(Entries with page source code)
────────

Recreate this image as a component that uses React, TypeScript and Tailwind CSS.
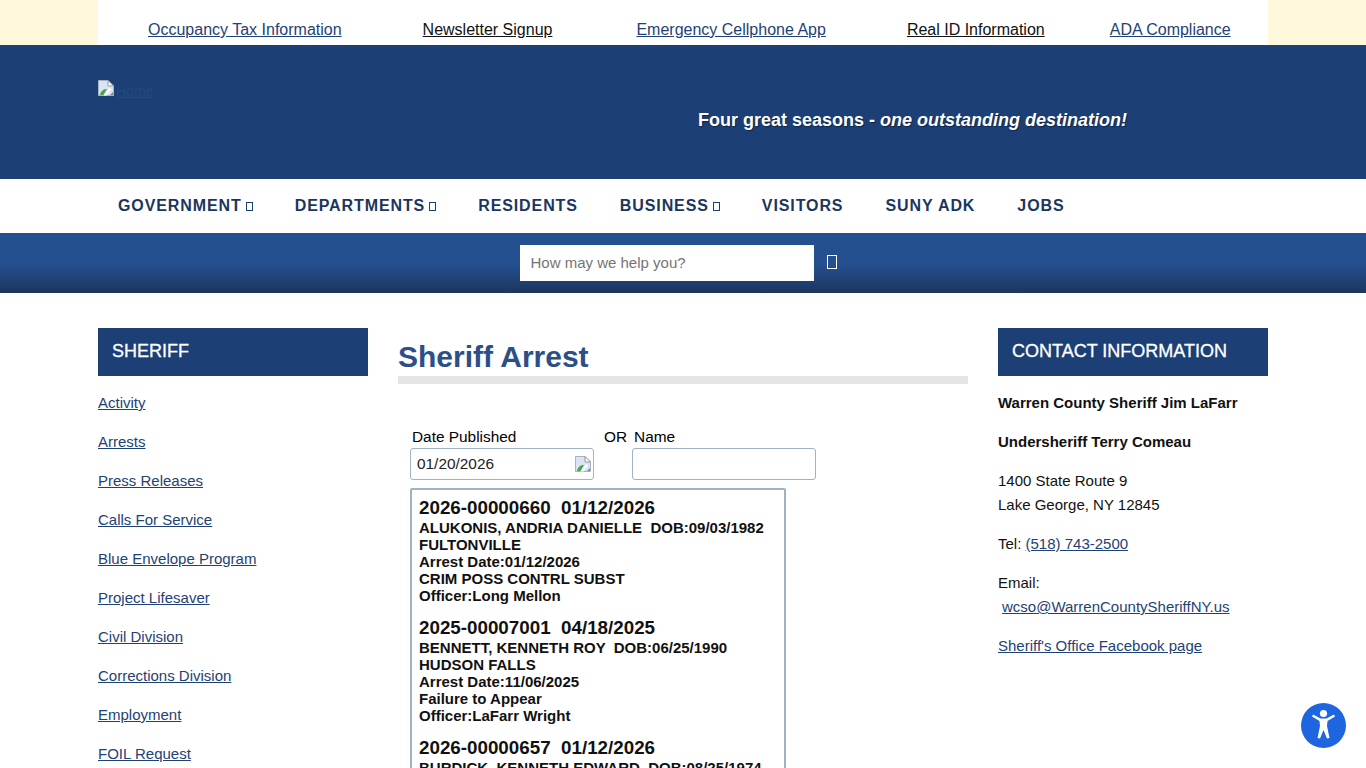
import React from "react";

const topLinks = [
  { label: "Occupancy Tax Information", cls: "text-[#1e4276]" },
  { label: "Newsletter Signup", cls: "ml-[81px] text-[#111]" },
  { label: "Emergency Cellphone App", cls: "ml-[84px] text-[#1e4276]" },
  { label: "Real ID Information", cls: "ml-[81px] text-[#111]" },
  { label: "ADA Compliance", cls: "ml-[65px] text-[#1e4276]" },
];

const navItems = [
  { label: "GOVERNMENT", caret: true },
  { label: "DEPARTMENTS", caret: true },
  { label: "RESIDENTS", caret: false },
  { label: "BUSINESS", caret: true },
  { label: "VISITORS", caret: false },
  { label: "SUNY ADK", caret: false },
  { label: "JOBS", caret: false },
];

const sideLinks = [
  "Activity",
  "Arrests",
  "Press Releases",
  "Calls For Service",
  "Blue Envelope Program",
  "Project Lifesaver",
  "Civil Division",
  "Corrections Division",
  "Employment",
  "FOIL Request",
];

const arrests = [
  {
    id: "2026-00000660  01/12/2026",
    lines: ["ALUKONIS, ANDRIA DANIELLE  DOB:09/03/1982", "FULTONVILLE", "Arrest Date:01/12/2026", "CRIM POSS CONTRL SUBST", "Officer:Long Mellon"],
  },
  {
    id: "2025-00007001  04/18/2025",
    lines: ["BENNETT, KENNETH ROY  DOB:06/25/1990", "HUDSON FALLS", "Arrest Date:11/06/2025", "Failure to Appear", "Officer:LaFarr Wright"],
  },
  {
    id: "2026-00000657  01/12/2026",
    lines: ["BURDICK, KENNETH EDWARD  DOB:08/25/1974"],
  },
];

function BrokenImage() {
  return (
    <svg width="16" height="16" viewBox="0 0 16 16" className="shrink-0">
      <path d="M0.5 0.5h9.5l5.5 5.5v9.5H0.5z" fill="#d9e4f5" stroke="#a9b2bd" strokeWidth="1" />
      <path d="M10 0.5v5.5h5.5z" fill="#ffffff" stroke="#8f98a3" strokeWidth="1" />
      <path d="M2 15c0.5-4 4-6.5 7-6l-3.5 6z" fill="#4ea34a" />
      <path d="M5.5 15.5l6-7.5 1.5 1.5-4.5 6z" fill="#ffffff" />
      <path d="M12 15l3-3v3z" fill="#7d858f" />
    </svg>
  );
}

function Tofu() {
  return <span className="ml-[4px] inline-block h-[9px] w-[7px] border border-[#1c3f76]" />;
}

export default function App() {
  return (
    <div className="h-[768px] overflow-hidden bg-white font-['Liberation_Sans',Arial,sans-serif] text-black">
      {/* top links */}
      <div className="h-[45px] bg-[#fff8dc]">
        <div className="mx-auto flex h-[45px] w-[1170px] items-end bg-white pb-[5px] pl-[50px] text-base leading-[20px]">
          {topLinks.map((l) => (
            <a key={l.label} href="#" className={`underline ${l.cls}`}>
              {l.label}
            </a>
          ))}
        </div>
      </div>

      {/* banner */}
      <div className="h-[134px] bg-[#1c3f76]">
        <div className="mx-auto flex h-full w-[1170px]">
          <div className="w-[600px] pt-[35px]">
            <div className="flex items-end">
              <BrokenImage />
              <span className="ml-[2px] -mb-[4px] text-sm leading-[17px] text-[#234a7a] underline">Home</span>
            </div>
          </div>
          <p className="pt-[63px] text-lg leading-[24px] font-bold text-white [text-shadow:1px_1px_1px_#10254a]">
            Four great seasons - <em>one outstanding destination!</em>
          </p>
        </div>
      </div>

      {/* nav */}
      <div className="h-[54px] bg-white">
        <div className="mx-auto flex h-full w-[1170px] items-center gap-[42px] pl-5 text-base font-bold tracking-[0.9px] text-[#1a3660]">
          {navItems.map((n) => (
            <a key={n.label} href="#" className="flex items-center leading-[20px]">
              {n.label}
              {n.caret && <Tofu />}
            </a>
          ))}
        </div>
      </div>

      {/* search */}
      <div className="flex h-[60px] justify-center border-t-[3px] border-[#1f5192] bg-gradient-to-b from-[#24508f] via-[#24508f] to-[#1c355f] pt-[9px] pr-[10px]">
        <div className="flex h-[36px] w-[294px] items-center bg-white pl-[11px] pt-[1px] text-[15px] text-[#757575]">How may we help you?</div>
        <div className="ml-[13px] mt-[10px] h-[14px] w-[10px] border border-white" />
      </div>

      {/* main */}
      <div className="mx-auto flex w-[1170px] gap-[30px] pt-[35px]">
        <aside className="w-[270px] shrink-0">
          <h2 className="flex h-[48px] items-center bg-[#1c3f76] px-[14px] pb-[2px] text-lg font-normal text-white [-webkit-text-stroke:0.3px_white]">SHERIFF</h2>
          <ul className="mt-[15px] flex flex-col gap-[15px] text-[15px] leading-[24px] text-[#1e4276]">
            {sideLinks.map((s) => (
              <li key={s}>
                <a href="#" className="underline">{s}</a>
              </li>
            ))}
          </ul>
        </aside>

        <main className="w-[570px] shrink-0">
          <h1 className="border-b-[8px] border-[#e5e5e5] pt-[14px] pb-[4px] text-[30px] leading-[30px] font-bold text-[#2b4f86]">Sheriff Arrest</h1>
          <div className="mt-[42px] flex pl-[12px] text-[15.4px]">
            <div className="w-[194px]">
              <label className="ml-[2px] block leading-[22px]">Date Published</label>
              <div className="flex h-[32px] w-[184px] items-center justify-between rounded-[3px] border border-[#9fb3c0] pl-[6px] pr-[2px] text-[#222]">
                01/20/2026
                <BrokenImage />
              </div>
            </div>
            <span className="leading-[22px]">OR</span>
            <div className="ml-[5px]">
              <label className="ml-[2px] block leading-[22px]">Name</label>
              <div className="h-[32px] w-[184px] rounded-[3px] border border-[#9fb3c0]" />
            </div>
          </div>
          <div className="ml-[12px] mt-[8px] w-[376px] rounded-[2px] border-2 border-[#9fb3c0] px-[7px] pt-[6px]">
            {arrests.map((a) => (
              <div key={a.id} className="mb-[12px]">
                <div className="text-[18.8px] leading-[23px] font-bold whitespace-pre text-[#111]">{a.id}</div>
                {a.lines.map((line) => (
                  <div key={line} className="text-[15px] leading-[17px] font-bold whitespace-pre text-[#111]">{line}</div>
                ))}
              </div>
            ))}
          </div>
        </main>

        <aside className="w-[270px] shrink-0">
          <h2 className="flex h-[48px] items-center bg-[#1c3f76] px-[14px] pb-[2px] text-lg font-normal text-white [-webkit-text-stroke:0.3px_white]">CONTACT INFORMATION</h2>
          <div className="mt-[15px] flex flex-col gap-[15px] text-[15px] leading-[24px] text-[#111]">
            <p className="font-bold">Warren County Sheriff Jim LaFarr</p>
            <p className="font-bold">Undersheriff Terry Comeau</p>
            <p>1400 State Route 9<br />Lake George, NY 12845</p>
            <p>Tel: <a href="#" className="text-[#1e4276] underline">(518) 743-2500</a></p>
            <p>
              Email:<br />
              <a href="#" className="ml-1 text-[#1e4276] underline">wcso@WarrenCountySheriffNY.us</a>
            </p>
            <p><a href="#" className="text-[#1e4276] underline">Sheriff's Office Facebook page</a></p>
          </div>
        </aside>
      </div>

      {/* accessibility button */}
      <button className="fixed bottom-[20px] right-[20px] flex h-[45px] w-[45px] items-center justify-center rounded-full bg-[#1e66e0]">
        <svg width="45" height="45" viewBox="0 0 45 45" fill="white">
          <circle cx="22.5" cy="10.5" r="3.6" />
          <path d="M11 13.5 L12 11.5 L19.5 15.5 H25.5 L33 11.5 L34 13.5 L26.5 18 L26 23 L28.5 35 L26 35.5 L22.5 27 L19 35.5 L16.5 35 L19 23 L18.5 18 Z" />
        </svg>
      </button>
    </div>
  );
}
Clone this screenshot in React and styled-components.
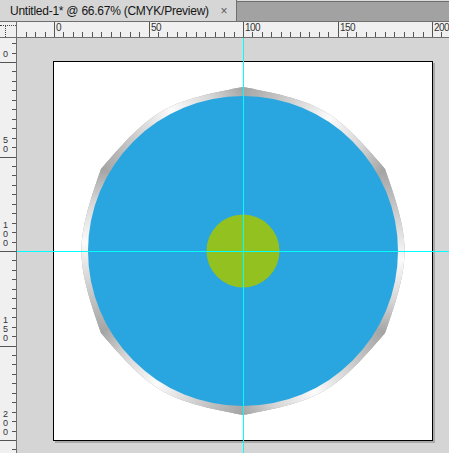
import React from 'react';
import styled, { createGlobalStyle } from 'styled-components';

// 1 ruler unit in screen px (66.67% zoom), minor tick every 5 units
const UNIT = 1.89;
const STEP = UNIT * 5;
const H_ORIGIN = 37; // x of "0" inside the horizontal ruler
const V_ORIGIN = 24; // y of "0" inside the vertical ruler
const CENTER = 189;

const GlobalStyle = createGlobalStyle`
  html, body {
    margin: 0;
    height: 100%;
    overflow: hidden;
  }
  body {
    font-family: 'Liberation Sans', Arial, sans-serif;
    background: #d5d5d5;
  }
  #root {
    height: 100%;
  }
`;

const Window = styled.div`
  height: 100%;
  display: flex;
  flex-direction: column;
`;

const TabBar = styled.div`
  flex: none;
  height: 22px;
  box-sizing: border-box;
  display: flex;
  background: linear-gradient(#dcdcdc 0 1px, #6f6f6f 1px 2px, #a2a2a2 2px);
  border-bottom: 1px solid #6f6f6f;
`;

const Tab = styled.div`
  width: 237px;
  box-sizing: border-box;
  display: flex;
  align-items: center;
  padding-left: 10px;
  background: #d6d6d6;
  border-right: 1px solid #6f6f6f;
  font-size: 12px;
  letter-spacing: -0.25px;
  color: #151515;
`;

const TabTitle = styled.span`
  flex: 1;
  white-space: nowrap;
`;

const Close = styled.span`
  width: 24px;
  text-align: center;
  font-size: 12px;
  color: #5a5a5a;
`;

const Workspace = styled.div`
  flex: 1;
  min-height: 0;
  display: grid;
  grid-template-columns: 17px 1fr;
  grid-template-rows: 16px 1fr;
`;

const Corner = styled.div`
  position: relative;
  box-sizing: border-box;
  background: #f0f0f0;
  border-right: 1px solid #6f6f6f;
  border-bottom: 1px solid #6f6f6f;
  &::before {
    content: '';
    position: absolute;
    top: 3px;
    left: 0;
    right: 0;
    border-top: 1px dotted #444;
  }
  &::after {
    content: '';
    position: absolute;
    top: 4px;
    bottom: 0;
    left: 5px;
    border-left: 1px dotted #444;
  }
`;

const Ruler = styled.div`
  position: relative;
  overflow: hidden;
  box-sizing: border-box;
  background: #f0f0f0;
  border-${(p) => (p.$vertical ? 'right' : 'bottom')}: 1px solid #6f6f6f;
  svg {
    display: block;
    width: 100%;
    height: 100%;
  }
`;

const HLabel = styled.span`
  position: absolute;
  top: 1px;
  font-size: 10px;
  line-height: 10px;
  letter-spacing: -0.5px;
  color: #333;
`;

const VLabel = styled.span`
  position: absolute;
  left: 3px;
  display: flex;
  flex-direction: column;
  font-size: 9px;
  line-height: 9px;
  color: #333;
`;

const Canvas = styled.div`
  position: relative;
  overflow: hidden;
  background: #d5d5d5;
  padding: 23px 0 0 36px;
`;

const Artboard = styled.div`
  width: 380px;
  height: 380px;
  box-sizing: border-box;
  border: 1px solid #000;
  background: #fff;
  box-shadow: 2px 2px 0 #a9a9a9;
  svg {
    display: block;
  }
`;

const Guide = styled.div`
  position: absolute;
  z-index: 2;
  background: #00ffff;
  ${(p) =>
    p.$vertical
      ? `left: ${p.$at}px; top: 0; bottom: 0; width: 1px;`
      : `top: ${p.$at}px; left: 0; right: 0; height: 1px;`}
`;

const range = (from, to) => {
  const out = [];
  for (let k = from; k <= to; k++) out.push(k);
  return out;
};

const HRuler = () => (
  <Ruler>
    <svg>
      {range(-3, 42).map((k) => {
        const x = Math.round(H_ORIGIN + k * STEP);
        const major = k % 10 === 0;
        return (
          <rect key={k} x={x} y={major ? 0 : 10} width="1" height={major ? 15 : 5} fill="#555" />
        );
      })}
    </svg>
    {range(0, 4).map((k) => (
      <HLabel key={k} style={{ left: Math.round(H_ORIGIN + k * STEP * 10) + 2 }}>
        {k * 50}
      </HLabel>
    ))}
  </Ruler>
);

const VRuler = () => (
  <Ruler $vertical>
    <svg>
      {range(-2, 42).map((k) => {
        const y = Math.round(V_ORIGIN + k * STEP);
        const major = k % 10 === 0;
        return (
          <rect key={k} x={major ? 0 : 12} y={y} width={major ? 16 : 4} height="1" fill="#555" />
        );
      })}
    </svg>
    {range(0, 4).map((k) => {
      const digits = String(k * 50).split('');
      const tick = Math.round(V_ORIGIN + k * STEP * 10);
      return (
        <VLabel key={k} style={{ top: tick - 3 - digits.length * 9 }}>
          {digits.map((d, i) => (
            <span key={i}>{d}</span>
          ))}
        </VLabel>
      );
    })}
  </Ruler>
);

// pointy-top hexagon whose sides bulge out a little around the disc
const HEX_R = 164;
const PULL = 0.45;
const LIFT = 26;
const vertices = range(0, 5).map((i) => {
  const a = ((-90 + i * 60) * Math.PI) / 180;
  return [CENTER + HEX_R * Math.cos(a), CENTER + HEX_R * Math.sin(a)];
});

const edgeCurve = (a, b) => {
  const dx = b[0] - a[0];
  const dy = b[1] - a[1];
  const len = Math.hypot(dx, dy);
  const ux = dx / len;
  const uy = dy / len;
  const nx = uy;
  const ny = -ux;
  const c1 = [a[0] + ux * len * PULL + nx * LIFT, a[1] + uy * len * PULL + ny * LIFT];
  const c2 = [b[0] - ux * len * PULL + nx * LIFT, b[1] - uy * len * PULL + ny * LIFT];
  return `C ${c1.join(' ')} ${c2.join(' ')} ${b.join(' ')}`;
};

const next = (i) => vertices[(i + 1) % 6];

const hexPath =
  `M ${vertices[0].join(' ')} ` + vertices.map((v, i) => edgeCurve(v, next(i))).join(' ') + ' Z';

const Artwork = () => (
  <svg width="378" height="378" viewBox="0 0 378 378">
    <defs>
      {vertices.map((v, i) => (
        <linearGradient
          key={i}
          id={`edge${i}`}
          gradientUnits="userSpaceOnUse"
          x1={v[0]}
          y1={v[1]}
          x2={next(i)[0]}
          y2={next(i)[1]}
        >
          <stop offset="0" stopColor="#a3a3a3" />
          <stop offset="0.22" stopColor="#c4c4c4" />
          <stop offset="0.55" stopColor="#fbfbfb" />
          <stop offset="0.8" stopColor="#d6d6d6" />
          <stop offset="1" stopColor="#a3a3a3" />
        </linearGradient>
      ))}
    </defs>
    <path d={hexPath} fill="#a3a3a3" />
    {vertices.map((v, i) => (
      <path
        key={i}
        d={`M ${CENTER} ${CENTER} L ${v.join(' ')} ${edgeCurve(v, next(i))} Z`}
        fill={`url(#edge${i})`}
      />
    ))}
    <circle cx={CENTER} cy={CENTER} r="155" fill="#29a6df" />
    <circle cx={CENTER} cy={CENTER} r="36.5" fill="#93c11f" />
  </svg>
);

export default function App() {
  return (
    <>
      <GlobalStyle />
      <Window>
        <TabBar>
          <Tab>
            <TabTitle>Untitled-1* @ 66.67% (CMYK/Preview)</TabTitle>
            <Close>×</Close>
          </Tab>
        </TabBar>
        <Workspace>
          <Corner />
          <HRuler />
          <VRuler />
          <Canvas>
            <Artboard>
              <Artwork />
            </Artboard>
            <Guide $vertical $at={226} />
            <Guide $at={213} />
          </Canvas>
        </Workspace>
      </Window>
    </>
  );
}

────────

| Set task |
Would you restate, exactly and with no pictures, the lines of the entries above from the one containing "Clone this screenshot" through the one containing "const CENTER = 189;"?

| Finished answer |
Clone this screenshot in React and styled-components.
import React from 'react';
import styled, { createGlobalStyle } from 'styled-components';

// 1 ruler unit in screen px (66.67% zoom), minor tick every 5 units
const UNIT = 1.89;
const STEP = UNIT * 5;
const H_ORIGIN = 37; // x of "0" inside the horizontal ruler
const V_ORIGIN = 24; // y of "0" inside the vertical ruler
const CENTER = 189;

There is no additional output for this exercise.